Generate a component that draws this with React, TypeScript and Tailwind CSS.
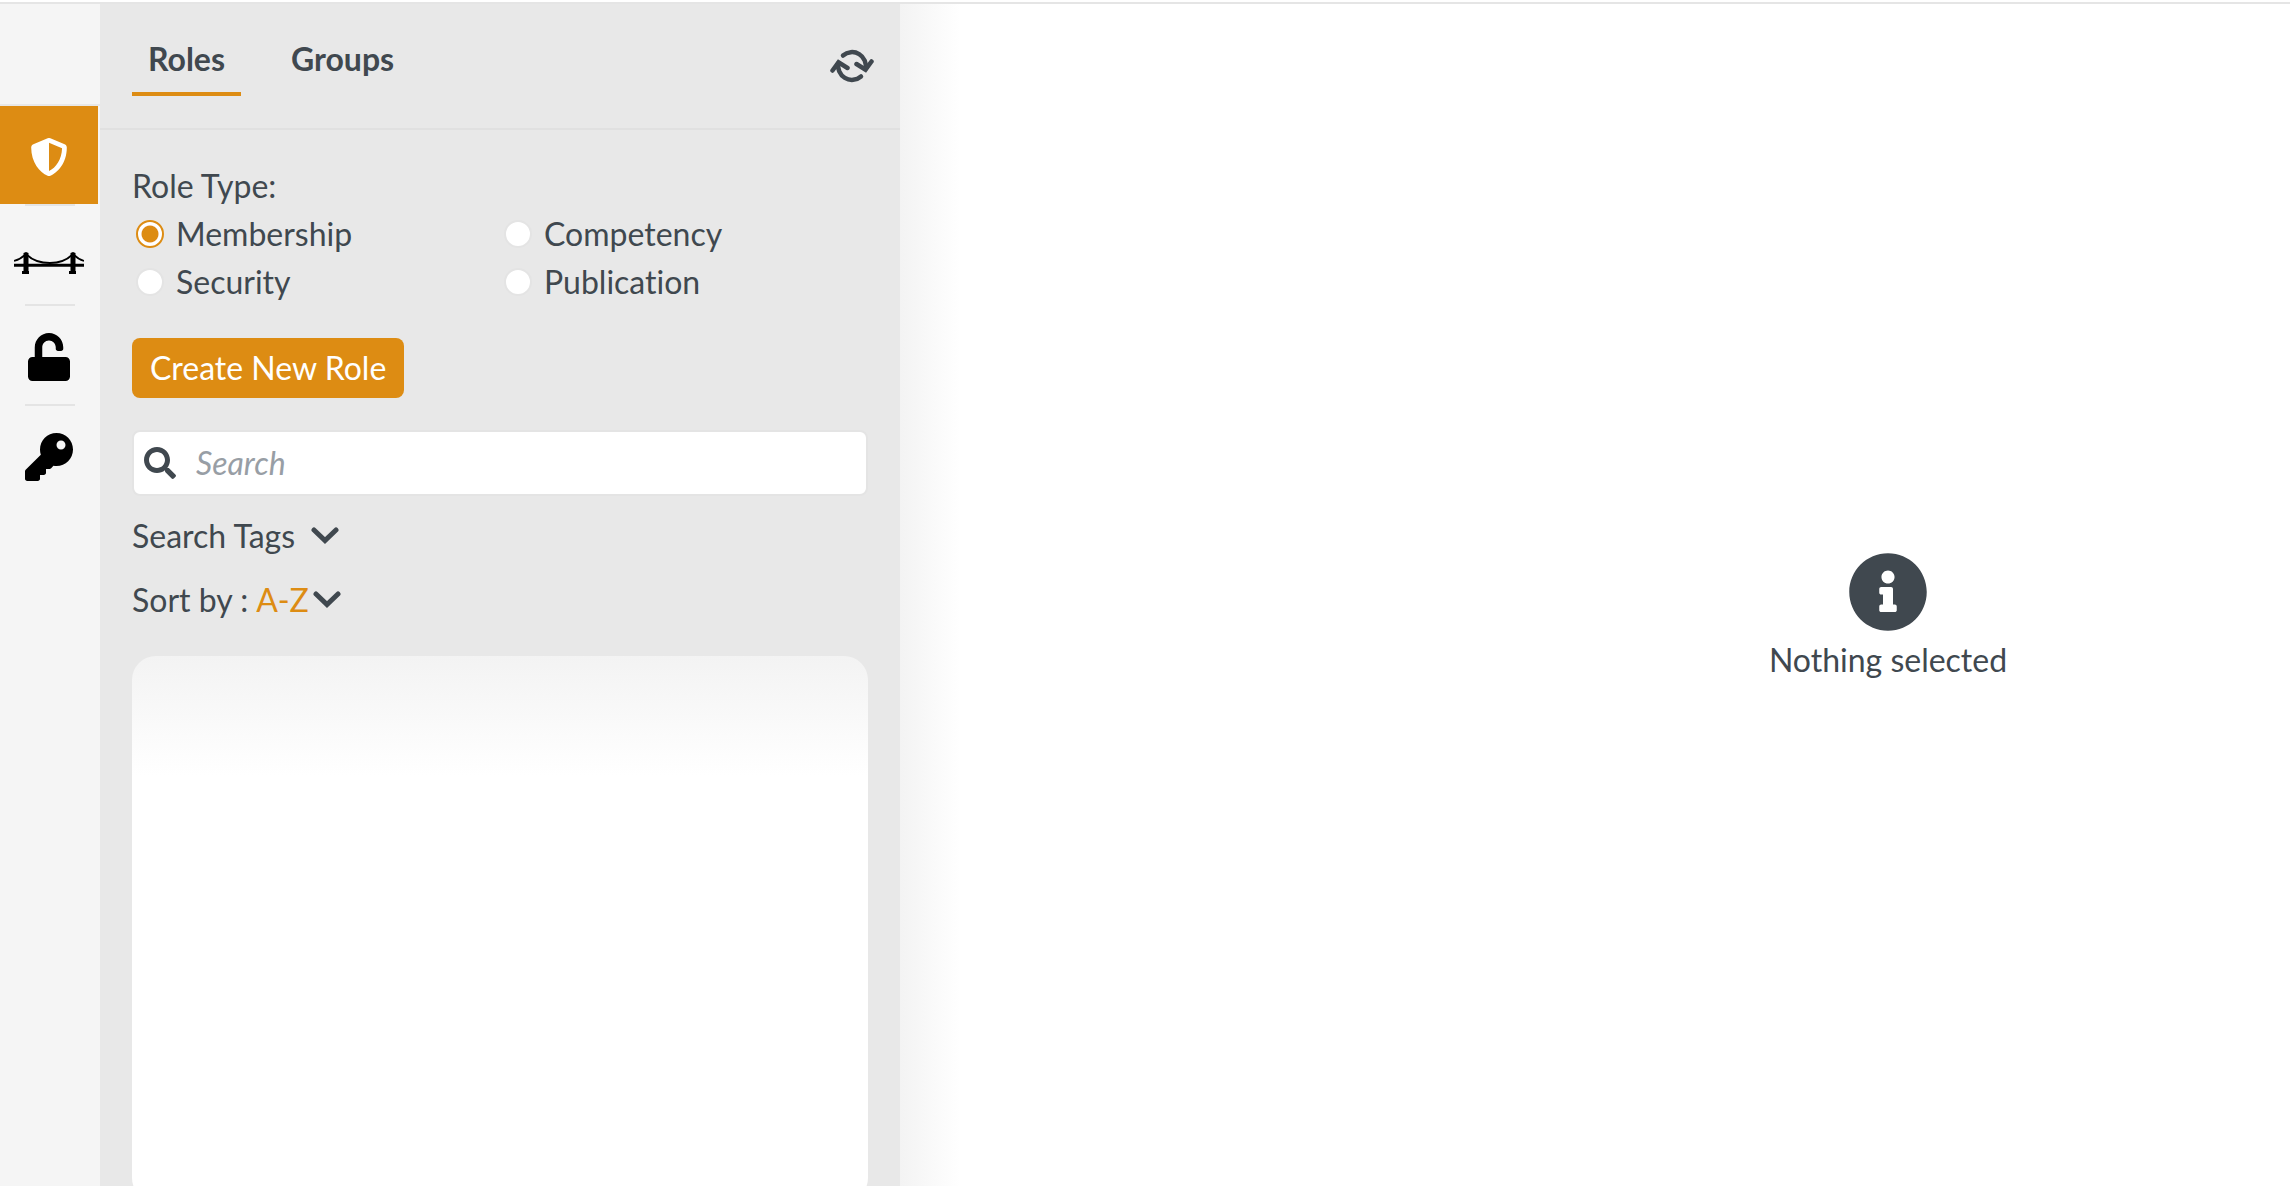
import { FaInfoCircle, FaKey, FaSearch, FaShieldAlt, FaUnlock } from "react-icons/fa";

const roleTypes = ["Membership", "Competency", "Security", "Publication"];

function BridgeIcon() {
  return (
    <svg width="70" height="22" viewBox="0 0 70 22" fill="none" aria-hidden="true">
      <path d="M0 13.2h70" stroke="black" strokeWidth="3" />
      <path d="M0 9C5 7.500 9 5 12 2C17 7 26 11 36 11S54 7 59 2C62 5 65 7.500 70 9" stroke="black" strokeWidth="1.800" />
      <path d="M9.500 1l2.500-1 2.500 1v18h.5v3H8v-3h1.500zM56.500 1l2.500-1 2.500 1v18h.5v3h-7v-3h1.500z" fill="black" />
    </svg>
  );
}

function RefreshIcon() {
  return (
    <svg width="44" height="34" viewBox="0 0 44 34" fill="none" stroke="currentColor" strokeWidth="4.5" aria-hidden="true">
      <path d="M13 6.500A13.800 13.800 0 0 1 35.500 20" strokeLinecap="round" />
      <path d="M31 27.500A13.800 13.800 0 0 1 8.500 14" strokeLinecap="round" />
      <path d="M26.500 15l9 5.700 6-8.200M17.500 19l-9-5.700-6 8.200" strokeLinecap="round" />
    </svg>
  );
}

function Chevron() {
  return (
    <svg width="28" height="18" viewBox="0 0 28 18" fill="none" stroke="currentColor" strokeWidth="5" strokeLinecap="round" aria-hidden="true">
      <path d="M3 3l11 10.500L25 3" />
    </svg>
  );
}

function Rail() {
  return (
    <nav className="flex w-[100px] shrink-0 flex-col bg-[#f5f5f5] text-black">
      <div className="h-[102px] border-b-2 border-[#e8e8e8]" />
      <a href="#" aria-label="Roles" className="flex h-[98px] w-[98px] items-center justify-center bg-[#dd8c13] pt-1 text-white">
        <FaShieldAlt size={38} />
      </a>
      <div className="mx-auto h-0.5 w-[50px] bg-[#e4e4e4]" />
      <a href="#" aria-label="Bridges" className="flex h-[98px] w-[98px] items-center justify-center pt-4">
        <BridgeIcon />
      </a>
      <div className="mx-auto h-0.5 w-[50px] bg-[#e4e4e4]" />
      <a href="#" aria-label="Permissions" className="flex h-[98px] w-[98px] items-center justify-center pt-1">
        <FaUnlock size={48} />
      </a>
      <div className="mx-auto h-0.5 w-[50px] bg-[#e4e4e4]" />
      <a href="#" aria-label="Keys" className="flex h-[98px] w-[98px] items-center justify-center pt-1">
        <FaKey size={48} />
      </a>
    </nav>
  );
}

function RolesPanel() {
  return (
    <section className="flex w-[800px] shrink-0 flex-col bg-[#e8e8e8]">
      <header className="flex h-[126px] items-start justify-between border-b-2 border-[#e0e0e0] pl-8 pr-[26px]">
        <div className="flex gap-[34px] pt-8 font-bold">
          <button type="button" className="h-[60px] border-b-4 border-[#dd8c13] px-4 pb-[10px]">
            Roles
          </button>
          <button type="button" className="h-[60px] border-b-4 border-transparent px-4 pb-[10px]">
            Groups
          </button>
        </div>
        <button type="button" aria-label="Refresh" className="mt-[45px]">
          <RefreshIcon />
        </button>
      </header>

      <div className="flex flex-1 flex-col px-8 pt-8">
        <fieldset>
          <legend className="leading-[48px]">Role Type:</legend>
          <div className="grid grid-cols-2">
            {roleTypes.map((type) => (
              <label key={type} className="flex h-12 items-center gap-3 pl-1">
                <input
                  type="radio"
                  name="role-type"
                  defaultChecked={type === "Membership"}
                  className="size-7 appearance-none rounded-full border-2 border-[#e4e4e4] bg-white checked:border-[#dd8c13] checked:bg-radial checked:from-[#dd8c13] checked:from-[8px] checked:to-white checked:to-[9px]"
                />
                {type}
              </label>
            ))}
          </div>
        </fieldset>

        <button type="button" className="mt-8 h-[60px] self-start rounded-lg bg-[#dd8c13] px-[18px] text-white">
          Create New Role
        </button>

        <label className="mt-8 flex h-[66px] items-center gap-5 rounded-lg border-2 border-[#e4e4e4] bg-white px-[10px]">
          <FaSearch size={32} className="shrink-0" />
          <input
            type="text"
            aria-label="Search"
            placeholder="Search"
            className="min-w-0 flex-1 outline-none placeholder:italic placeholder:text-[#989ea5]"
          />
        </label>

        <button type="button" className="mt-4 flex h-12 items-center gap-4 self-start">
          Search Tags <Chevron />
        </button>
        <label className="mt-4 flex h-12 items-center gap-2 self-start">
          Sort by :
          <span className="flex items-center gap-1">
            <select className="appearance-none text-[#dd8c13] outline-none [field-sizing:content]">
              <option>A-Z</option>
              <option>Z-A</option>
            </select>
            <Chevron />
          </span>
        </label>

        <div className="-mb-4 mt-8 flex-1 rounded-3xl bg-linear-to-b from-[#f3f3f3] to-white to-[120px]" />
      </div>
    </section>
  );
}

function EmptyState() {
  return (
    <main className="flex-1 bg-linear-to-r from-[#f3f3f3] to-white to-[60px] pl-[586px] pt-[548px]">
      <div className="flex flex-col items-center gap-2">
        <FaInfoCircle size={80} />
        <p>Nothing selected</p>
      </div>
    </main>
  );
}

export default function App() {
  return (
    <div className="flex h-screen flex-col overflow-hidden bg-white pt-0.5 font-['Lato',sans-serif] text-[32px] leading-10 text-[#40484f] [font-variant-ligatures:none]">
      <div className="h-0.5 shrink-0 bg-[#e5e5e5]" />
      <div className="flex min-h-0 flex-1">
        <Rail />
        <RolesPanel />
        <EmptyState />
      </div>
    </div>
  );
}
= = = =
== Work to complete ==
From start to finish, output the listing exactly, but omit its pictures.

== Reply ==
Generate a component that draws this with React, TypeScript and Tailwind CSS.
import { FaInfoCircle, FaKey, FaSearch, FaShieldAlt, FaUnlock } from "react-icons/fa";

const roleTypes = ["Membership", "Competency", "Security", "Publication"];

function BridgeIcon() {
  return (
    <svg width="70" height="22" viewBox="0 0 70 22" fill="none" aria-hidden="true">
      <path d="M0 13.2h70" stroke="black" strokeWidth="3" />
      <path d="M0 9C5 7.500 9 5 12 2C17 7 26 11 36 11S54 7 59 2C62 5 65 7.500 70 9" stroke="black" strokeWidth="1.800" />
      <path d="M9.500 1l2.500-1 2.500 1v18h.5v3H8v-3h1.500zM56.500 1l2.500-1 2.500 1v18h.5v3h-7v-3h1.500z" fill="black" />
    </svg>
  );
}

function RefreshIcon() {
  return (
    <svg width="44" height="34" viewBox="0 0 44 34" fill="none" stroke="currentColor" strokeWidth="4.5" aria-hidden="true">
      <path d="M13 6.500A13.800 13.800 0 0 1 35.500 20" strokeLinecap="round" />
      <path d="M31 27.500A13.800 13.800 0 0 1 8.500 14" strokeLinecap="round" />
      <path d="M26.500 15l9 5.700 6-8.200M17.500 19l-9-5.700-6 8.200" strokeLinecap="round" />
    </svg>
  );
}

function Chevron() {
  return (
    <svg width="28" height="18" viewBox="0 0 28 18" fill="none" stroke="currentColor" strokeWidth="5" strokeLinecap="round" aria-hidden="true">
      <path d="M3 3l11 10.500L25 3" />
    </svg>
  );
}

function Rail() {
  return (
    <nav className="flex w-[100px] shrink-0 flex-col bg-[#f5f5f5] text-black">
      <div className="h-[102px] border-b-2 border-[#e8e8e8]" />
      <a href="#" aria-label="Roles" className="flex h-[98px] w-[98px] items-center justify-center bg-[#dd8c13] pt-1 text-white">
        <FaShieldAlt size={38} />
      </a>
      <div className="mx-auto h-0.5 w-[50px] bg-[#e4e4e4]" />
      <a href="#" aria-label="Bridges" className="flex h-[98px] w-[98px] items-center justify-center pt-4">
        <BridgeIcon />
      </a>
      <div className="mx-auto h-0.5 w-[50px] bg-[#e4e4e4]" />
      <a href="#" aria-label="Permissions" className="flex h-[98px] w-[98px] items-center justify-center pt-1">
        <FaUnlock size={48} />
      </a>
      <div className="mx-auto h-0.5 w-[50px] bg-[#e4e4e4]" />
      <a href="#" aria-label="Keys" className="flex h-[98px] w-[98px] items-center justify-center pt-1">
        <FaKey size={48} />
      </a>
    </nav>
  );
}

function RolesPanel() {
  return (
    <section className="flex w-[800px] shrink-0 flex-col bg-[#e8e8e8]">
      <header className="flex h-[126px] items-start justify-between border-b-2 border-[#e0e0e0] pl-8 pr-[26px]">
        <div className="flex gap-[34px] pt-8 font-bold">
          <button type="button" className="h-[60px] border-b-4 border-[#dd8c13] px-4 pb-[10px]">
            Roles
          </button>
          <button type="button" className="h-[60px] border-b-4 border-transparent px-4 pb-[10px]">
            Groups
          </button>
        </div>
        <button type="button" aria-label="Refresh" className="mt-[45px]">
          <RefreshIcon />
        </button>
      </header>

      <div className="flex flex-1 flex-col px-8 pt-8">
        <fieldset>
          <legend className="leading-[48px]">Role Type:</legend>
          <div className="grid grid-cols-2">
            {roleTypes.map((type) => (
              <label key={type} className="flex h-12 items-center gap-3 pl-1">
                <input
                  type="radio"
                  name="role-type"
                  defaultChecked={type === "Membership"}
                  className="size-7 appearance-none rounded-full border-2 border-[#e4e4e4] bg-white checked:border-[#dd8c13] checked:bg-radial checked:from-[#dd8c13] checked:from-[8px] checked:to-white checked:to-[9px]"
                />
                {type}
              </label>
            ))}
          </div>
        </fieldset>

        <button type="button" className="mt-8 h-[60px] self-start rounded-lg bg-[#dd8c13] px-[18px] text-white">
          Create New Role
        </button>

        <label className="mt-8 flex h-[66px] items-center gap-5 rounded-lg border-2 border-[#e4e4e4] bg-white px-[10px]">
          <FaSearch size={32} className="shrink-0" />
          <input
            type="text"
            aria-label="Search"
            placeholder="Search"
            className="min-w-0 flex-1 outline-none placeholder:italic placeholder:text-[#989ea5]"
          />
        </label>

        <button type="button" className="mt-4 flex h-12 items-center gap-4 self-start">
          Search Tags <Chevron />
        </button>
        <label className="mt-4 flex h-12 items-center gap-2 self-start">
          Sort by :
          <span className="flex items-center gap-1">
            <select className="appearance-none text-[#dd8c13] outline-none [field-sizing:content]">
              <option>A-Z</option>
              <option>Z-A</option>
            </select>
            <Chevron />
          </span>
        </label>

        <div className="-mb-4 mt-8 flex-1 rounded-3xl bg-linear-to-b from-[#f3f3f3] to-white to-[120px]" />
      </div>
    </section>
  );
}

function EmptyState() {
  return (
    <main className="flex-1 bg-linear-to-r from-[#f3f3f3] to-white to-[60px] pl-[586px] pt-[548px]">
      <div className="flex flex-col items-center gap-2">
        <FaInfoCircle size={80} />
        <p>Nothing selected</p>
      </div>
    </main>
  );
}

export default function App() {
  return (
    <div className="flex h-screen flex-col overflow-hidden bg-white pt-0.5 font-['Lato',sans-serif] text-[32px] leading-10 text-[#40484f] [font-variant-ligatures:none]">
      <div className="h-0.5 shrink-0 bg-[#e5e5e5]" />
      <div className="flex min-h-0 flex-1">
        <Rail />
        <RolesPanel />
        <EmptyState />
      </div>
    </div>
  );
}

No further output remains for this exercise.